Weekends with the dog: Devon in summer

Dogs - and their humans - love Devon. Its cliff-lined beaches, wild moors and rugged coastal paths are some of the most tempting spots to scamper about on four legs and two. Magical year-round, Devon gets lively in the summer when crowds flock to its magnificent coast with their buckets and spades for a classic beachside holiday. Happily, with a little planning ahead, there are ways to dodge the pack and our dog-friendly weekend guide to south Devon should help. Save yourself getting lost down hedge-lined lanes by taking a scenic boat trip, soak up Jurassic coast views on a funicular railway, take your pick of excellent eateries, and discover off-the-beaten track beaches.

Written by Jem Brownlee

5 minute read

Friday night

Dinner at The Bull Inn, Totnes

Dogs are welcome in the restaurant of this cool little inn in free-spirited Totnes, and its buzzy vibe is just perfect to kickstart your weekend in Devon. The rambling mid-19th century building has been thoughtfully revived with a good mix of colours, eclectic furniture and local art. Owner Geetie Singh opened the first organic pub in the world over 20 years ago in London and continues to fly the flag for super sustainable cooking and sourcing.
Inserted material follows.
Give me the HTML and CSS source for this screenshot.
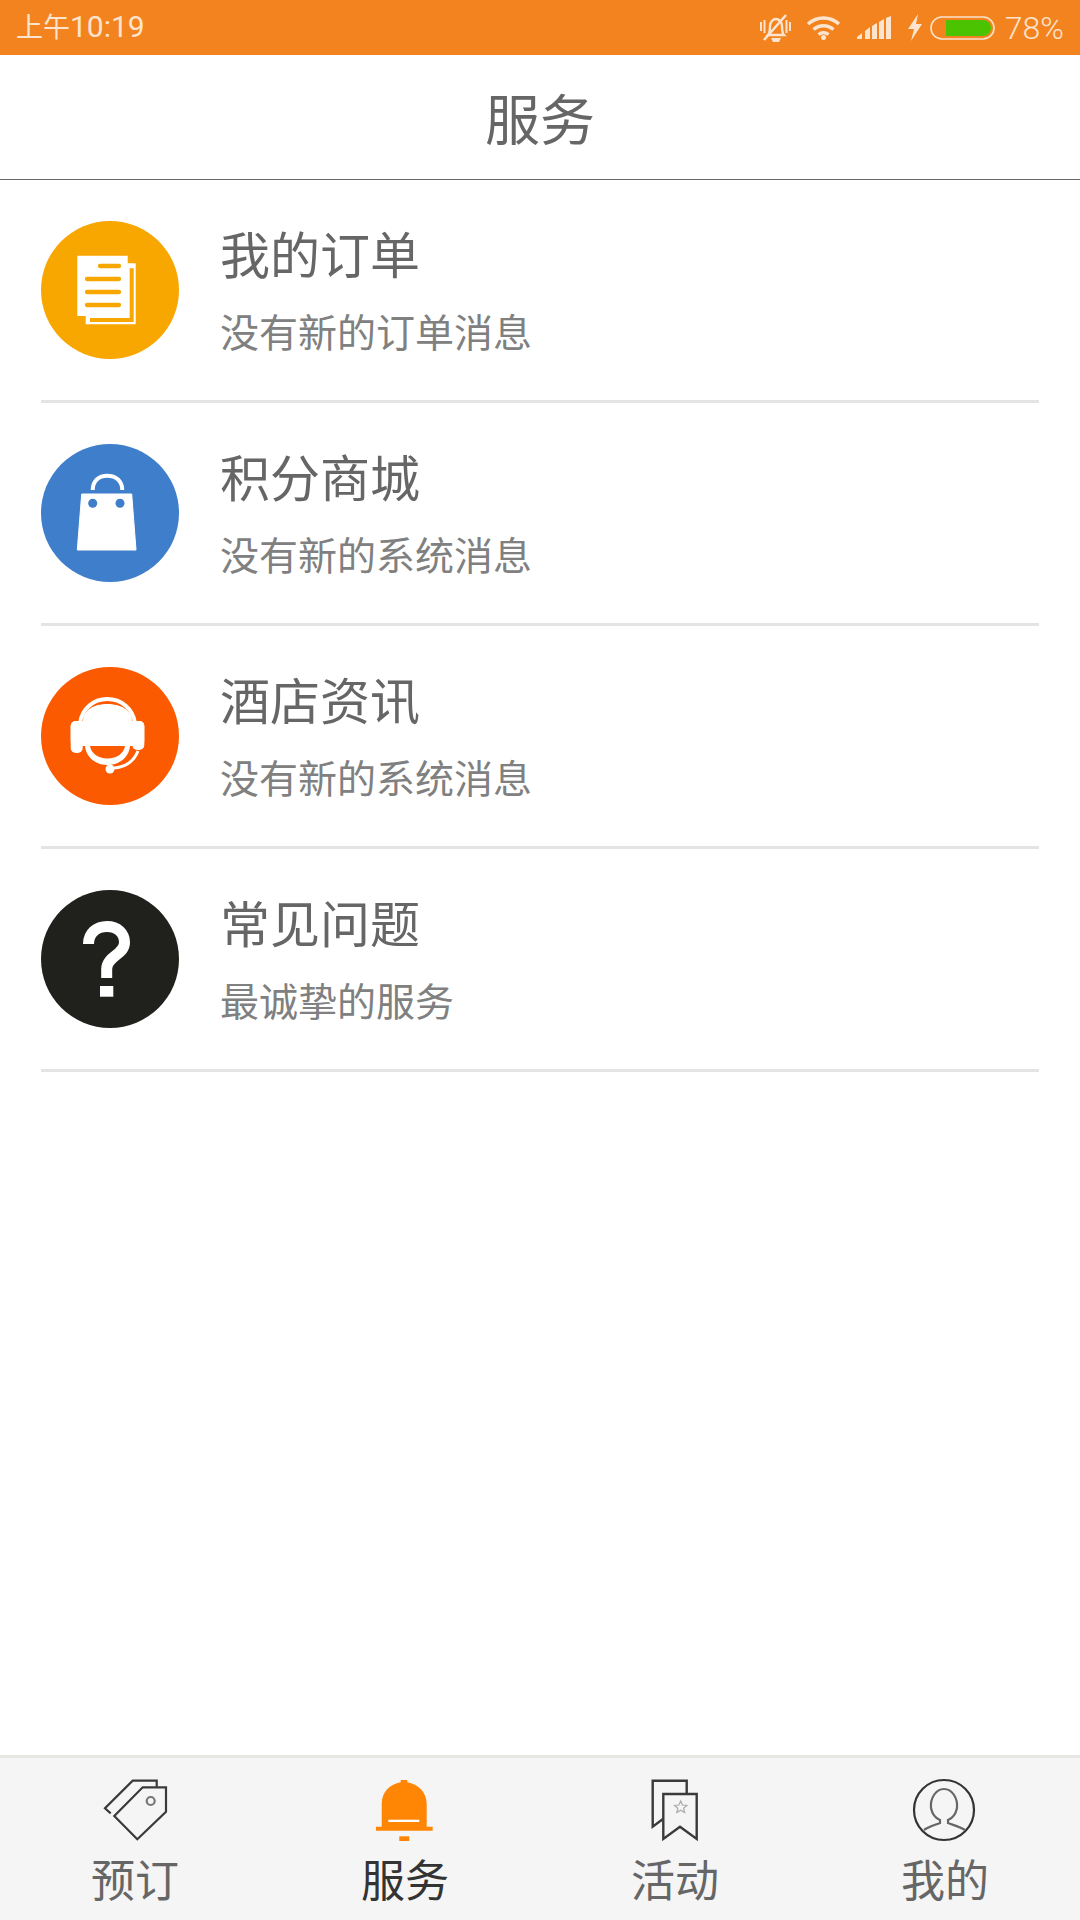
FILE: index.html
```html
<!DOCTYPE html>
<html lang="zh">
<head>
<meta charset="utf-8">
<title>服务</title>
<link rel="stylesheet" href="styles.css">
</head>
<body>
<div class="page">
  <div class="status">
    <span class="time"><span class="ampm">上午</span>10:19</span>
    <div class="status-icons">
      <svg class="si-bell" viewBox="0 0 33 30"><g fill="none" stroke="#fde4ce" stroke-width="2.400"><path d="M9 22c2-2 2-5 2-9 0-4 3-7 6-7 3 0 6 3 6 7 0 4 0 7 2 9z"/><path d="M5 27 27 2" stroke-width="2.600"/><path d="M2 9v9M5.500 7v13M31 9v9M27.500 7v13" stroke-width="2"/></g><path d="M12 25h10l-2 4h-6z" fill="#fde4ce"/></svg>
      <svg class="si-wifi" viewBox="0 0 35 25"><g fill="none" stroke="#fde4ce" stroke-width="3.400"><path d="M2 9c9-8 22-8 31 0"/><path d="M7.500 14.500c6-5 14-5 20 0"/><path d="M12.500 19.500c3-2.500 7-2.500 10 0"/></g><circle cx="17.500" cy="22.500" r="2.500" fill="#fde4ce"/></svg>
      <svg class="si-signal" viewBox="0 0 34 23"><path d="M0 23v-2l5-4v6zM8 23v-8l5-4v12zM15 23V10l5-3v16zM22 23V6l5-3v20zM29 23V2l5-2v23z" fill="#fde4ce"/></svg>
      <svg class="si-bolt" viewBox="0 0 16 27"><path d="M11 0 1 15h6l-3 12L15 10H9z" fill="#fde4ce"/></svg>
      <svg class="si-battery" viewBox="0 0 65 24"><rect x="1" y="1" width="63" height="22" rx="11" fill="none" stroke="#fde4ce" stroke-width="1.600"/><path d="M16 4h37a8 8 0 0 1 8 8 8 8 0 0 1-8 8H16z" fill="#4cc300"/></svg>
      <span class="pct">78%</span>
    </div>
  </div>
  <header class="header"><span class="header-title">服务</span></header>
  <main class="list">
    <div class="row">
      <svg class="badge" viewBox="0 0 138 138"><circle cx="69" cy="69" r="69" fill="#f8a600"/><path d="M36.300 34.700h50.400v7.600h8v61H44.700V95h-8.400z" fill="#fff"/><path d="M90.700 47.300V99H49" fill="none" stroke="#f8a600" stroke-width="4"/><g stroke="#f8a600" stroke-width="4.300" stroke-linecap="round"><path d="M59 45h19M46 58h32M46 71h32M46 84h32"/></g></svg>
      <div class="text"><div class="title">我的订单</div><div class="sub">没有新的订单消息</div></div>
    </div>
    <div class="row">
      <svg class="badge" viewBox="0 0 138 138"><circle cx="69" cy="69" r="69" fill="#3e7ecb"/><path d="M40.700 50h50l4.300 56H36.300z" fill="#fff" stroke="#fff" stroke-linejoin="round"/><path d="M51.700 46c0-9 6-14.300 14.600-14.300S81.300 37 81.300 46" fill="none" stroke="#fff" stroke-width="4"/><circle cx="51.700" cy="59.300" r="4.500" fill="#3e7ecb"/><circle cx="79" cy="59.300" r="4.500" fill="#3e7ecb"/></svg>
      <div class="text"><div class="title">积分商城</div><div class="sub">没有新的系统消息</div></div>
    </div>
    <div class="row">
      <svg class="badge" viewBox="0 0 138 138"><circle cx="69" cy="69" r="69" fill="#fc5a00"/><path d="M39 56C41 42 52 32 66.300 32S92 42 94 56" fill="none" stroke="#fff" stroke-width="4"/><path d="M42 54c0-11 11-17 24.300-17S91 43 91 54v25H42z" fill="#fff"/><rect x="29.700" y="54" width="73.600" height="25" rx="5" fill="#fff"/><rect x="29.700" y="54" width="12" height="32" rx="5" fill="#fff"/><rect x="91.300" y="54" width="12" height="29" rx="5" fill="#fff"/><path d="M44 79h45c-1 11-10 19-22.500 19S45 90 44 79z" fill="#fff"/><path d="M49 79h35c-1 7-8 12.500-17.500 12.500S50 86 49 79z" fill="#fc5a00"/><path d="M97 84c-4 10-12 16-24 17" fill="none" stroke="#fff" stroke-width="3"/><circle cx="69" cy="102" r="4.500" fill="#fff"/></svg>
      <div class="text"><div class="title">酒店资讯</div><div class="sub">没有新的系统消息</div></div>
    </div>
    <div class="row">
      <svg class="badge" viewBox="0 0 138 138"><circle cx="69" cy="69" r="69" fill="#20201c"/><path d="M47.500 54c0-11 8-17.500 18.500-17.500 10.500 0 17.500 6.500 17.500 16C83.500 65 65.700 66 65.700 79v9" fill="none" stroke="#fff" stroke-width="11"/><rect x="59" y="96" width="13.300" height="10.700" fill="#fff"/></svg>
      <div class="text"><div class="title">常见问题</div><div class="sub">最诚挚的服务</div></div>
    </div>
  </main>
  <nav class="nav">
    <div class="tab">
      <svg class="tab-icon" viewBox="0 0 80 64"><g fill="none" stroke="#3a3a3a" stroke-width="2.200"><path d="M61.700 8.700V2.700H37.700L10 30.300 15.700 35.300"/><path d="M47.700 9.300H71V33.700L42.300 61.300 19.300 38z"/></g><circle cx="55.700" cy="23" r="4" fill="none" stroke="#777" stroke-width="2.200"/></svg>
      <span class="tab-label">预订</span>
    </div>
    <div class="tab active">
      <svg class="tab-icon tab-icon-bell" viewBox="0 0 80 64"><path d="M36.700 2h6.600v2.300C54 6 62.700 14 62.700 26v22.700H68.700v4H12v-4h5.700V26C17.700 14 26 6 36.700 4.300z" fill="#ff8605"/><rect x="24.300" y="41.700" width="31" height="2.300" fill="#fff"/><rect x="35.300" y="58.300" width="10" height="4.700" fill="#ff8605"/></svg>
      <span class="tab-label">服务</span>
    </div>
    <div class="tab">
      <svg class="tab-icon" viewBox="0 0 80 64"><g fill="none" stroke="#3a3a3a" stroke-width="2.400"><path d="M51.700 15V2.700H17.700V48.700L28 41"/><path d="M28.300 16H61.700V61L45 48.700 28.300 61z"/></g><path d="m45.700 23 1.800 4 4.400.4-3.300 2.900 1 4.300-3.900-2.300-3.900 2.300 1-4.300-3.300-2.900 4.400-.4z" fill="none" stroke="#aaa" stroke-width="1.200"/></svg>
      <span class="tab-label">活动</span>
    </div>
    <div class="tab">
      <svg class="tab-icon" viewBox="0 0 80 64"><circle cx="39" cy="32" r="30" fill="none" stroke="#333" stroke-width="2.200"/><path d="M19 52c4-3 11-5 16-7v-3c-5-2-8-7-9-12-1-10 5-19 13-19s14 9 13 19c-1 5-4 10-9 12v3c5 2 13 4 17 7" fill="none" stroke="#666" stroke-width="2.200"/></svg>
      <span class="tab-label">我的</span>
    </div>
  </nav>
</div>
</body>
</html>
```

FILE: styles.css
```css
* { box-sizing: border-box; }
html, body { margin: 0; padding: 0; background: #fff; }
body { font-family: "Noto Sans CJK SC", "Noto Sans", sans-serif; }
.page { width: 1080px; height: 1920px; display: flex; flex-direction: column; }

.status { height: 55px; background: #f2831e; color: #fde4ce; display: flex; align-items: center; justify-content: space-between; padding: 0 16px 0 16px; font-size: 30px; }
.time { font-family: "Roboto", "Noto Sans CJK SC", sans-serif; font-weight: 400; line-height: 55px; }
.ampm { font-size: 27px; }
.status-icons { display: flex; align-items: center; }
.status-icons svg { display: block; }
.si-bell { width: 33px; height: 30px; margin-right: 14px; }
.si-wifi { width: 35px; height: 25px; margin-right: 16px; }
.si-signal { width: 34px; height: 23px; margin-right: 16px; }
.si-bolt { width: 16px; height: 27px; margin-right: 7px; }
.si-battery { width: 65px; height: 24px; margin-right: 10px; }
.pct { font-family: "Roboto", sans-serif; font-weight: 300; font-size: 32px; }

.header { height: 125px; border-bottom: 1px solid #666; display: flex; align-items: center; justify-content: center; font-size: 55px; color: #666; padding-bottom: 2px; }

.list { flex: 1; padding: 0 41px; }
.row { height: 223px; padding-top: 41px; border-bottom: 3px solid #e4e4e4; display: flex; align-items: flex-start; }
.badge { width: 138px; height: 138px; flex: none; margin-right: 41px; }
.text { display: flex; flex-direction: column; }
.title { font-size: 50px; line-height: 62px; color: #666; }
.sub { font-size: 39px; line-height: 52px; margin-top: 21px; color: #808080; }

.nav { height: 165px; background: #f5f5f5; border-top: 3px solid #e6e6e2; display: grid; grid-template-columns: repeat(4, 1fr); padding-top: 20px; }
.tab { display: flex; flex-direction: column; align-items: center; }
.tab-icon { width: 80px; height: 64px; display: block; }
.tab-icon-bell { margin-left: -2px; }
.tab-label { font-size: 44px; line-height: 60px; margin-top: 6px; color: #666; }
.active .tab-label { color: #333; }
```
Everything is made from scratch and there's an emphasis on veggie dishes and proper bar snacks - don’t expect bags of crisps here. Menus change daily: try crab on toast with cucumber and fennel salad; crispy cauliflower with pesto and beans; finish with a white chocolate miso ganache.

Saturday morning

Sugary Cove beach walk, Dartmouth

If you’re staying in or near Totnes, pop to the Market Square for a morning browse around the Saturday market, with over 50 pitches you’re sure to find a hidden gem, a freshly baked cake or a jar of local honey to take home. Next, head to the delightfully named Sugary Cove - a remote shingle and rock beach at the mouth of the River Dart, overlooked by Dartmouth castle. Take the coast path from the castle (the tea rooms welcome furry, four-legged types) and keep your eyes peeled, there are no signs and it's hidden by trees until you’re right above it. It’s worth the adventure though and you often won’t see another soul. Remember to check the tide times because the beach disappears at high tide.

Saturday afternoon

Ferry from Brixham to Torquay

Ferries are a fantastic way to explore Devon from a different perspective. We love the Brixham to Torquay route on the Western Lady ferry service which welcomes dogs for a small fee. The 30-minute crossing leaves from New Pier in Brixham, overlooked by a jumble of teetering pastel-hued houses, and docks in the centre of lively Torquay. Promenade down the palm-lined esplanade, slurp an ice cream - Scoopy Doo’s is dog-friendly - then take a trip on the funicular Babbacombe Cliff Railway (dogs ride for free) from nearby Oddicombe Beach. Built in 1926 it’s a charmingly quaint way to soak up the English Riviera.

Saturday night

Dinner at The Cary Arms, Babbacombe Bay

Dinner at The Cary Arms is a treat and the bay setting is bliss. Hovering above Babbacombe Bay with huge views of water and sky that shoot off to Dorset's Jurassic coast, this is a cool little place – half seaside pub, half dreamy hotel. Five beautiful terraces drop downhill towards a small jetty where locals fish. The bar is a cosy spot with rustic-chic tables in front of a glowing fire that burns every day, but in good weather you eat on the terraces. Try seared Brixham scallops, follow with courgette, tomato and mozzarella tagliatelle, finish with raspberry crème brûlée. Dogs are welcome to dine with you anywhere except the conservatory.

Sunday morning

Piddledown Common walk, Dartmoor

Squeeze in one last run around on splendid and idyllic Dartmoor before your journey home. There’s a short one mile walk across Piddledown Common that takes in dramatic views of the Teign Gorge and the crags of Sharp Tor. Start from the main car park next to Castle Drogo - designed by Edward Lutyens for millionaire Julius Drewe, and constructed in the early 1900s, it was the last castle to be built in England - then follow the signs to Teign Valley. Meander through woodland and onto the open common, across the deep gorge you’ll spot Whiddon Deer Park, before looping around and back to your start point. The area is a haven for flora and fauna: spot stonechat, meadow pipit and woodpeckers, butterflies (23-species have been recorded) and heaps of rare plants.